OK. That was an aside. Here's the point: This article is about a man who has complete amnesia. He doesn't remember being alive from minute to minute. Every time he blinks, he opens his eyes to a new world. That memory part that ties life together for us is gone. BUT !
He has performative memory. He has language. He can walk. He can feed himself. He knows how to do everyday tasks (if someone reminds him to do them - rather like yours truly). And - this is the important part - he was a musician before his brain injury. And he's still a musician! He knows pieces. He can learn pieces. He reads music and can conduct a choir, just as well as he could before. During the performance of music, he is completely alive and whole.

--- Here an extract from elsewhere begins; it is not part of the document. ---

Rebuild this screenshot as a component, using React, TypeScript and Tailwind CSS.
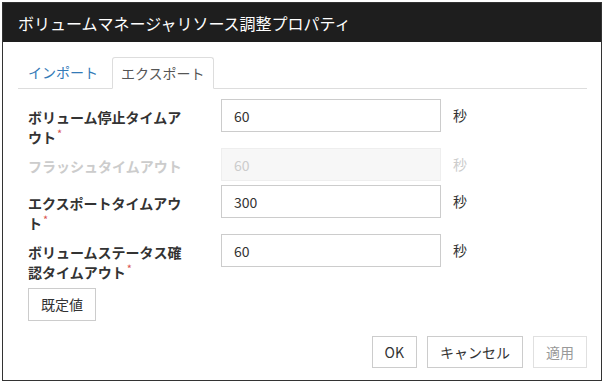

At the end of the article, Sacks speculates on why this is. And he quotes Victor Zuckerkandll, a philosopher of music . . . "The hearing of a melody is a hearing with the melody. It is even a condition of hearing melody that the tone present at the moment should fill consciousness entirely, that nothing should be remembered, nothing except it or beside it be present in consciousness. . . . .Hearing a melody is hearing, having heard, and being about to hear, all at once. . . . Every melody declares to us that the past can be there without being remembered, the future without being foreknown. (Sound and Symbol, 1956)

Here's the phrase I love: "Every melody declares to us that the past can be there without being remembered, the future without being foreknown."
Doesn't that make "melody" the moment when faith (in a past that we can't remember)
and hope (for a future we cannot foreknow)
are joined in love (which fills the present)?

Doesn't that help explain why music and spirituality are so closely linked?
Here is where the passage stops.